FIFA Changes Are Needless

From our previous issue, by Gaby McKay

Football has always had a rather tenuous connection with the concept of the New Year. The practice of throwing out the old and bringing in the new that January or February represents for much of the world’s population has very little relevance to the game. All the major European leagues are in full swing and the process of renewal doesn’t really begin until after the Champions League final in June.

In 2020 though the football community is just as keen to step into a new year as the rest of the world. The planet has been gripped by the COVID-19 pandemic and all its associated hardships, while the game has lost some of its greatest legends. Things won’t change overnight on December 31 – or even on February 13 for our Chinese brothers and sisters.

After the annus horribilis to end them all though, there’s plenty to look forward to in 2021. As with the annual resolutions it may not be everything we hope but in the spirit of losing weight or stopping smoking, let’s look forward to the things we can enjoy once 2020 has been shown the red card of history.

March 2020 brought the Day the Football Stood Still, and even when the game returned a few months later it was a cold, sterile thing. Fans have been locked out of stadiums across the world in an effort to control the coronavirus, and while that’s understandable in the face of a deadly pandemic it has proved the old adage that football without fans is nothing. We’ve seen the Derby d’Italia, the Old Firm and El Clasico behind closed doors and the backdrop of an empty stadium is not fit to host some of the world’s most intensely felt games.

Even where fans have been allowed in it’s been at vastly reduced capacities with distancing and masks, but with a vaccine for COVID-19 starting to be rolled out across the world we can now dream of a return to normality. We can dream of the day we say goodbye to piped-in crowd noise on television broadcasts, of the moment we’re allowed back into a stadium to shout, to hug and to cheer. It may take some time, but that day is coming.

Then of course we have the action on the pitch. While there are legitimate fears of player burnout with a packed schedule, things are beautifully poised for a dramatic season. In Italy you’ve got the revival of Milan, led by a 39-year-old Zlatan Ibrahimovic, as Juventus’ grip on the Scudetto looks to be loosening. Look over to Spain and the Barcelona-Real Madrid duopoly could be smashed this season. Barça are clown car and Madrid not much better – can Atletico Madrid, or even Real Sociedad or Villarreal take advantage?
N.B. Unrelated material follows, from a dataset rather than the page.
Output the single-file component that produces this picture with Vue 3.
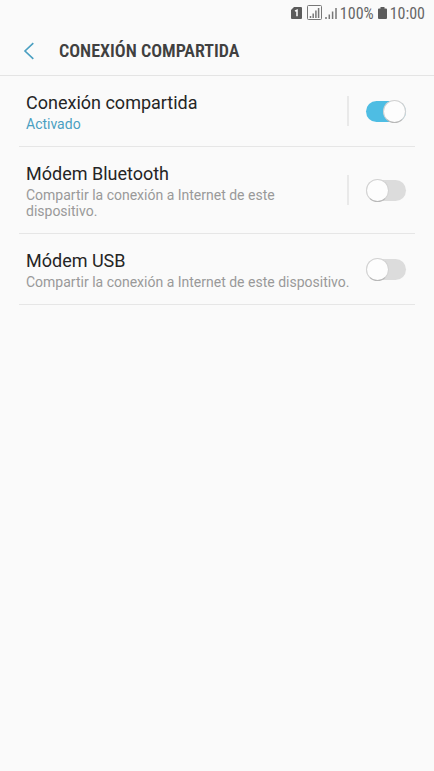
<script setup>
import { ref } from 'vue'

const items = ref([
  { id: 'hotspot', title: 'Conexión compartida', note: 'Activado', on: true, split: true },
  { id: 'bluetooth', title: 'Módem Bluetooth', note: 'Compartir la conexión a Internet de este dispositivo.', on: false, split: true },
  { id: 'usb', title: 'Módem USB', note: 'Compartir la conexión a Internet de este dispositivo.', on: false, split: false },
])
</script>

<template>
  <div class="screen">
    <div class="status">
      <svg class="sim" width="11" height="12" viewBox="0 0 11 12" aria-hidden="true">
        <path d="M3 0h7a1 1 0 0 1 1 1v10a1 1 0 0 1-1 1H1a1 1 0 0 1-1-1V3z" fill="#5c5c5c" />
        <path d="M4 4.200 6 3.200v6" fill="none" stroke="#fff" stroke-width="1.5" />
      </svg>
      <svg class="signal" width="31" height="16" viewBox="0 0 31 16" aria-hidden="true">
        <rect x=".5" y=".5" width="14" height="14" rx="1" fill="none" stroke="#777" />
        <path d="M3.5 11v2M6.2 8.500v4.500M8.900 5.500v7.500M11.600 3v10" stroke="#777" stroke-width="1.500" />
        <path d="M19 12v2M22.300 9.500v4.500M25.600 6.500v7.500M29 3v11" stroke="#777" stroke-width="1.500" />
      </svg>
      <span>100%</span>
      <svg class="battery" width="9" height="12" viewBox="0 0 9 12" aria-hidden="true">
        <path d="M2.500 0h4v1.500H8a1 1 0 0 1 1 1V11a1 1 0 0 1-1 1H1a1 1 0 0 1-1-1V2.500a1 1 0 0 1 1-1h1.500z" fill="#5c5c5c" />
      </svg>
      <time>10:00</time>
    </div>

    <header class="bar">
      <button class="back" type="button" aria-label="Atrás">
        <svg width="12" height="18" viewBox="0 0 12 18" aria-hidden="true">
          <path d="M10.300 1.200 2 9l8.300 7.800" fill="none" stroke="#4a9fc1" stroke-width="1.600" />
        </svg>
      </button>
      <h1>CONEXIÓN COMPARTIDA</h1>
    </header>

    <main class="list">
      <div v-for="item in items" :key="item.id" class="row">
        <label class="text" :for="item.id">
          <span class="title">{{ item.title }}</span>
          <span class="note" :class="{ active: item.on }">{{ item.note }}</span>
        </label>
        <span v-if="item.split" class="divider"></span>
        <input :id="item.id" v-model="item.on" class="switch" type="checkbox" role="switch" />
      </div>
    </main>
  </div>
</template>

<style>
body {
  background: #fafafa;
}
</style>

<style scoped>
.screen {
  min-height: 100vh;
  background: #fafafa;
  color: #252525;
  font-family: Roboto, "Liberation Sans", sans-serif;
}

.status {
  display: flex;
  align-items: center;
  justify-content: flex-end;
  height: 26px;
  padding-right: 9px;
  color: #666;
  font-family: "Roboto Condensed", Roboto, sans-serif;
  font-size: 16px;
}

.sim {
  margin-right: 5px;
}

.signal {
  margin-right: 2px;
}

.battery {
  margin: 0 3px 0 4px;
}

.bar {
  display: flex;
  align-items: center;
  height: 49px;
  padding-left: 16px;
  border-bottom: 1px solid #e4e4e4;
}

.back {
  display: flex;
  align-items: center;
  justify-content: center;
  width: 26px;
  height: 32px;
  padding: 0;
  border: 0;
  background: none;
}

h1 {
  margin: 0 0 0 17px;
  color: #404040;
  font-family: "Roboto Condensed", "Liberation Sans Narrow", sans-serif;
  font-size: 18px;
  font-weight: 600;
  line-height: 24px;
}

.list {
  padding: 0 19px;
}

.row {
  display: flex;
  align-items: center;
  padding: 14px 9px 14px 7px;
  border-bottom: 1px solid #e6e6e6;
}

.text {
  flex: 1;
  min-width: 0;
}

.title,
.note {
  display: block;
}

.title {
  font-size: 18px;
  line-height: 26px;
}

.note {
  color: #999;
  font-size: 14px;
  line-height: 16px;
}

.note.active {
  color: #4a9fc1;
}

.divider {
  width: 2px;
  height: 30px;
  margin: 0 17px 0 16px;
  background: #e9e9e9;
}

.switch {
  display: flex;
  align-items: center;
  flex: none;
  appearance: none;
  width: 40px;
  height: 21px;
  margin: 0;
  border-radius: 11px;
  background: #dcdcdc;
}

.switch::before {
  content: "";
  box-sizing: border-box;
  width: 23px;
  height: 23px;
  flex: none;
  border: 1px solid #d2d2d2;
  border-bottom-color: #b8b8b8;
  border-radius: 50%;
  background: #fdfdfd;
}

.switch:checked {
  justify-content: flex-end;
  background: #4ebde3;
}
</style>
The Premier League sees Liverpool continuing their dominant form of last season but Jurgen Klopp’s men won’t have it all their own way this time. Big spending Chelsea look to be in a position to challenge after a shaky start while, across London, Sauron appears to have recovered the One Ring as Jose Mourinho turns Tottenham into legitimate contenders.

If international football is what floats your boat then there’s the rescheduled Euro 2020 to look forward to. Some have criticised the format, spread across several cities, and it remains to be seen if that setup holds in the current climate. Assuming it can go ahead as planned though we should see fervent home fans in London, Rome and Munich. And if you thought “Will Grigg’s On Fire” was the sound of 2016 just wait until Scotland’s Tartan Army invades London armed with Spanish disco curio ‘Yes Sir I Can Boogie’.

Perhaps transfer intrigue is your thing? If so there’s plenty to look forward to on that score too. After the late summer saga of his planned Barcelona departure, Lionel Messi is out of contract on June 30. Provided he hasn’t inked a new deal – which looks unthinkable – the Argentine superstar will be free to negotiate with other clubs from January. Expect Manchester City and Paris Saint-Germain to be at the front of the lengthy queue.

The French giants have issues of their own though with Kylian Mbappe and Neymar’s deals both expiring in 2022. Could we see one of them on the move? Real Madrid haven’t had a Galactico signing in a while – or rather Eden Hazard can’t get on the pitch – will they make a big play in the summer?

Then there are the little, unpredictable things that make up the rich tapestry of football and could enter the history books. Those are all to come. Hey, 2020, your number is up. 2021: get out there and make it happen for us.